Exercise instructions: Count the lines below that contain "components". Give only the number.

Information supplied:
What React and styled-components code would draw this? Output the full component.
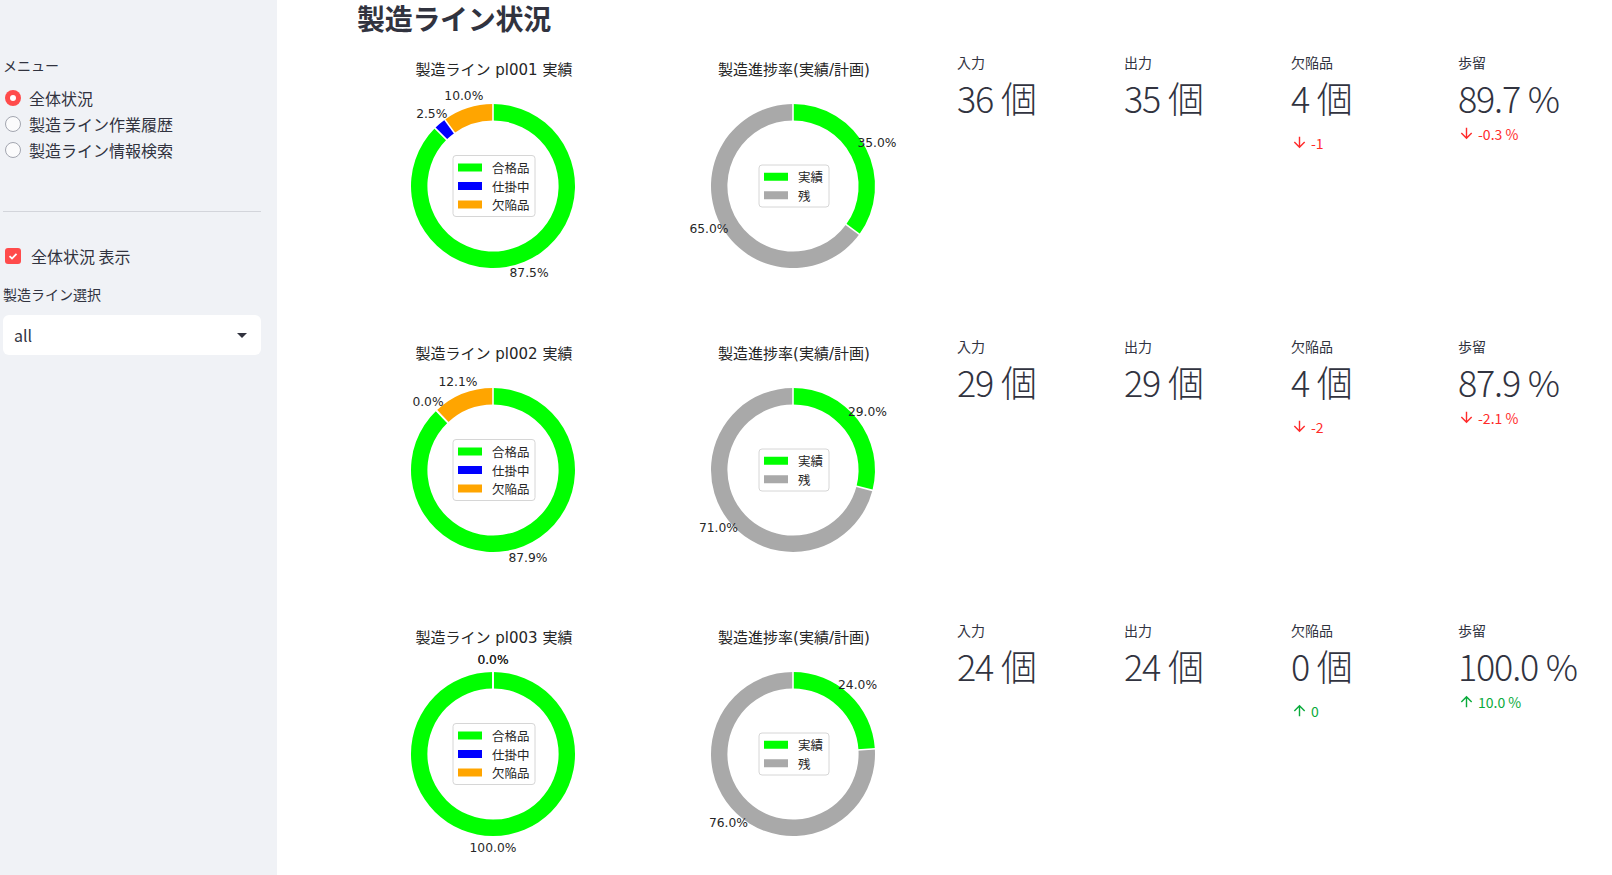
import React from "react";
import styled, { createGlobalStyle } from "styled-components";

const GlobalStyle = createGlobalStyle`
  html, body {
    margin: 0;
    padding: 0;
    background: #ffffff;
    overflow: hidden;
  }
  body {
    font-family: "Noto Sans CJK JP", "Noto Sans", sans-serif;
    color: #31333f;
  }
`;

const Page = styled.div`
  display: flex;
  width: 1612px;
  height: 875px;
`;

const Sidebar = styled.aside`
  flex: 0 0 277px;
  box-sizing: border-box;
  background: #f0f2f6;
  padding: 55px 16px 0 3px;
  display: flex;
  flex-direction: column;
`;

const SmallLabel = styled.div`
  font-size: 14px;
  line-height: 20px;
  color: #31333f;
  margin-top: ${(p) => p.$top || 0}px;
`;

const RadioGroup = styled.div`
  margin-top: 10px;
  display: flex;
  flex-direction: column;
`;

const RadioRow = styled.label`
  display: flex;
  align-items: center;
  height: 26px;
  gap: 8px;
  padding-left: 2px;
  font-size: 16px;
  color: #31333f;
`;

const RadioDot = styled.span`
  box-sizing: border-box;
  width: 16px;
  height: 16px;
  border-radius: 50%;
  flex: 0 0 16px;
  position: relative;
  background: ${(p) => (p.$on ? "#ff4b4b" : "#fbfbfc")};
  border: ${(p) => (p.$on ? "none" : "1.5px solid #a3a6b0")};
  &::after {
    content: "";
    display: ${(p) => (p.$on ? "block" : "none")};
    position: absolute;
    left: 5px;
    top: 5px;
    width: 6px;
    height: 6px;
    border-radius: 50%;
    background: #ffffff;
  }
`;

const Divider = styled.hr`
  border: none;
  border-top: 1px solid #d3d5db;
  margin: 48px 0 0 0;
  width: 100%;
`;

const CheckRow = styled.label`
  display: flex;
  align-items: center;
  gap: 10px;
  height: 24px;
  margin-top: 32px;
  padding-left: 2px;
  font-size: 16px;
  color: #31333f;
`;

const CheckBox = styled.span`
  width: 16px;
  height: 16px;
  flex: 0 0 16px;
  border-radius: 3px;
  background: #ff4b4b;
  display: flex;
  align-items: center;
  justify-content: center;
`;

const SelectBox = styled.div`
  margin-top: 11px;
  height: 40px;
  background: #ffffff;
  border-radius: 6px;
  display: flex;
  align-items: center;
  justify-content: space-between;
  padding: 0 14px 0 11px;
  font-size: 16px;
  color: #31333f;
`;

const Caret = styled.span`
  width: 0;
  height: 0;
  border-left: 5px solid transparent;
  border-right: 5px solid transparent;
  border-top: 5px solid #31333f;
`;

const Main = styled.main`
  flex: 1;
  padding-left: 80px;
  overflow: hidden;
`;

const Title = styled.h1`
  margin: 0;
  font-size: 28px;
  line-height: 36px;
  font-weight: 700;
  color: #31333f;
  letter-spacing: -0.3px;
`;

const LineRow = styled.section`
  display: grid;
  grid-template-columns: 300px 300px repeat(3, 167px) 1fr;
  height: 284px;
  margin-top: ${(p) => (p.$first ? 14 : 0)}px;
`;

const Metric = styled.div`
  display: flex;
  flex-direction: column;
  white-space: nowrap;
`;

const MetricLabel = styled.div`
  font-size: 14px;
  line-height: 20px;
  margin-top: 2px;
  color: #31333f;
`;

const MetricValue = styled.div`
  font-size: 36px;
  font-weight: 300;
  line-height: 48px;
  letter-spacing: -1.2px;
  word-spacing: 1px;
  margin-top: 1px;
  color: #31333f;
`;

const Delta = styled.div`
  display: flex;
  align-items: center;
  gap: 3px;
  font-size: 14px;
  line-height: 16px;
  color: ${(p) => (p.$up ? "rgb(9, 171, 59)" : "rgb(255, 43, 43)")};
  margin-top: ${(p) => (p.$tall ? 13 : 4)}px;
`;

const polar = (cx, cy, r, f) => {
  const a = f * 2 * Math.PI;
  return [cx + r * Math.sin(a), cy - r * Math.cos(a)];
};

const ringPath = (cx, cy, r0, r1, f0, f1) => {
  if (f1 - f0 >= 0.9999) {
    return `M${cx} ${cy - r1} A${r1} ${r1} 0 1 1 ${cx} ${cy + r1} A${r1} ${r1} 0 1 1 ${cx} ${cy - r1} Z M${cx} ${cy - r0} A${r0} ${r0} 0 1 0 ${cx} ${cy + r0} A${r0} ${r0} 0 1 0 ${cx} ${cy - r0} Z`;
  }
  const large = f1 - f0 > 0.5 ? 1 : 0;
  const [x0, y0] = polar(cx, cy, r1, f0);
  const [x1, y1] = polar(cx, cy, r1, f1);
  const [x2, y2] = polar(cx, cy, r0, f1);
  const [x3, y3] = polar(cx, cy, r0, f0);
  return `M${x0} ${y0} A${r1} ${r1} 0 ${large} 1 ${x1} ${y1} L${x2} ${y2} A${r0} ${r0} 0 ${large} 0 ${x3} ${y3} Z`;
};

const CX = 136;
const CY = 136;
const R = 82;
const RI = 65.6;

function Donut({ title, parts, legendWidth, legendRows }) {
  let acc = 0;
  const segs = parts.map((p) => {
    const s = { ...p, f0: acc, f1: acc + p.value / 100 };
    acc += p.value / 100;
    return s;
  });
  const boxH = legendRows.length * 19 + 4;
  const rowStart = CY - ((legendRows.length - 1) * 18.5) / 2;
  return (
    <svg width="300" height="284" style={{ overflow: "visible", display: "block" }}>
      <text
        x={CX + 1}
        y={20}
        textAnchor="middle"
        dominantBaseline="central"
        fontSize="15"
        fill="#262626"
        fontFamily="'DejaVu Sans', 'Noto Sans CJK JP', sans-serif"
      >
        {title}
      </text>
      {segs.map((s, i) =>
        s.f1 - s.f0 > 0 ? (
          <path
            key={i}
            d={ringPath(CX, CY, RI, R, s.f0, s.f1)}
            fill={s.color}
            fillRule="evenodd"
          />
        ) : null
      )}
      {segs.map((s, i) => {
        const [ax, ay] = polar(CX, CY, RI - 1, s.f0);
        const [bx, by] = polar(CX, CY, R + 1, s.f0);
        return <line key={i} x1={ax} y1={ay} x2={bx} y2={by} stroke="#fff" strokeWidth="1.6" />;
      })}
      {segs.map((s, i) => {
        const [tx, ty] = polar(CX, CY, R * 1.15, (s.f0 + s.f1) / 2);
        return (
          <text
            key={i}
            x={tx}
            y={ty}
            textAnchor="middle"
            dominantBaseline="central"
            fontSize="12.3"
            fill="#262626"
            fontFamily="'DejaVu Sans', sans-serif"
          >
            {s.value.toFixed(1)}%
          </text>
        );
      })}
      <rect
        x={CX + 1 - legendWidth / 2}
        y={CY - boxH / 2}
        width={legendWidth}
        height={boxH}
        rx="3"
        fill="#ffffff"
        fillOpacity="0.8"
        stroke="#d6d6d6"
      />
      {legendRows.map((row, i) => (
        <g key={row.label}>
          <rect
            x={CX + 1 - legendWidth / 2 + 5}
            y={rowStart + i * 18.5 - 4}
            width="24"
            height="8"
            fill={row.color}
          />
          <text
            x={CX + 1 - legendWidth / 2 + 39}
            y={rowStart + i * 18.5}
            dominantBaseline="central"
            fontSize="12.5"
            fill="#262626"
            fontFamily="'Noto Sans CJK JP', sans-serif"
          >
            {row.label}
          </text>
        </g>
      ))}
    </svg>
  );
}

const qualityLegend = [
  { label: "合格品", color: "#00ff00" },
  { label: "仕掛中", color: "#0000ff" },
  { label: "欠陥品", color: "#ffa500" },
];

const progressLegend = [
  { label: "実績", color: "#00ff00" },
  { label: "残", color: "#a9a9a9" },
];

const lines = [
  {
    id: "pl001",
    quality: [87.5, 2.5, 10.0],
    progress: 35,
    input: 36,
    output: 35,
    defect: { value: 4, delta: "-1", up: false },
    yieldRate: { value: "89.7", delta: "-0.3 %", up: false },
  },
  {
    id: "pl002",
    quality: [87.9, 0.0, 12.1],
    progress: 29,
    input: 29,
    output: 29,
    defect: { value: 4, delta: "-2", up: false },
    yieldRate: { value: "87.9", delta: "-2.1 %", up: false },
  },
  {
    id: "pl003",
    quality: [100.0, 0.0, 0.0],
    progress: 24,
    input: 24,
    output: 24,
    defect: { value: 0, delta: "0", up: true },
    yieldRate: { value: "100.0", delta: "10.0 %", up: true },
  },
];

function Arrow({ up }) {
  return (
    <svg width="17" height="17" viewBox="0 0 24 24" fill="currentColor">
      {up ? (
        <path d="M4 12l1.41 1.41L11 7.83V20h2V7.83l5.58 5.59L20 12l-8-8-8 8z" />
      ) : (
        <path d="M20 12l-1.41-1.41L13 16.17V4h-2v12.17l-5.58-5.59L4 12l8 8 8-8z" />
      )}
    </svg>
  );
}

function MetricCard({ label, value, tall, delta }) {
  return (
    <Metric>
      <MetricLabel>{label}</MetricLabel>
      <MetricValue>{value}</MetricValue>
      {delta && (
        <Delta $up={delta.up} $tall={tall}>
          <Arrow up={delta.up} />
          <span>{delta.text}</span>
        </Delta>
      )}
    </Metric>
  );
}

export default function App() {
  return (
    <Page>
      <GlobalStyle />
      <Sidebar>
        <SmallLabel>メニュー</SmallLabel>
        <RadioGroup>
          <RadioRow>
            <RadioDot $on />
            全体状況
          </RadioRow>
          <RadioRow>
            <RadioDot />
            製造ライン作業履歴
          </RadioRow>
          <RadioRow>
            <RadioDot />
            製造ライン情報検索
          </RadioRow>
        </RadioGroup>
        <Divider />
        <CheckRow>
          <CheckBox>
            <svg width="10" height="10" viewBox="0 0 10 10">
              <path d="M1.5 5.2 L4 7.5 L8.5 2.8" stroke="#fff" strokeWidth="1.8" fill="none" />
            </svg>
          </CheckBox>
          全体状況 表示
        </CheckRow>
        <SmallLabel $top={16}>製造ライン選択</SmallLabel>
        <SelectBox>
          all
          <Caret />
        </SelectBox>
      </Sidebar>
      <Main>
        <Title>製造ライン状況</Title>
        {lines.map((l, i) => (
          <LineRow key={l.id} $first={i === 0}>
            <Donut
              title={`製造ライン ${l.id} 実績`}
              parts={[
                { value: l.quality[0], color: "#00ff00" },
                { value: l.quality[1], color: "#0000ff" },
                { value: l.quality[2], color: "#ffa500" },
              ]}
              legendWidth={82}
              legendRows={qualityLegend}
            />
            <Donut
              title="製造進捗率(実績/計画)"
              parts={[
                { value: l.progress, color: "#00ff00" },
                { value: 100 - l.progress, color: "#a9a9a9" },
              ]}
              legendWidth={70}
              legendRows={progressLegend}
            />
            <MetricCard label="入力" value={`${l.input} 個`} tall />
            <MetricCard label="出力" value={`${l.output} 個`} tall />
            <MetricCard
              label="欠陥品"
              value={`${l.defect.value} 個`}
              tall
              delta={{ up: l.defect.up, text: l.defect.delta }}
            />
            <MetricCard
              label="歩留"
              value={`${l.yieldRate.value} %`}
              delta={{ up: l.yieldRate.up, text: l.yieldRate.delta }}
            />
          </LineRow>
        ))}
      </Main>
    </Page>
  );
}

Output: 2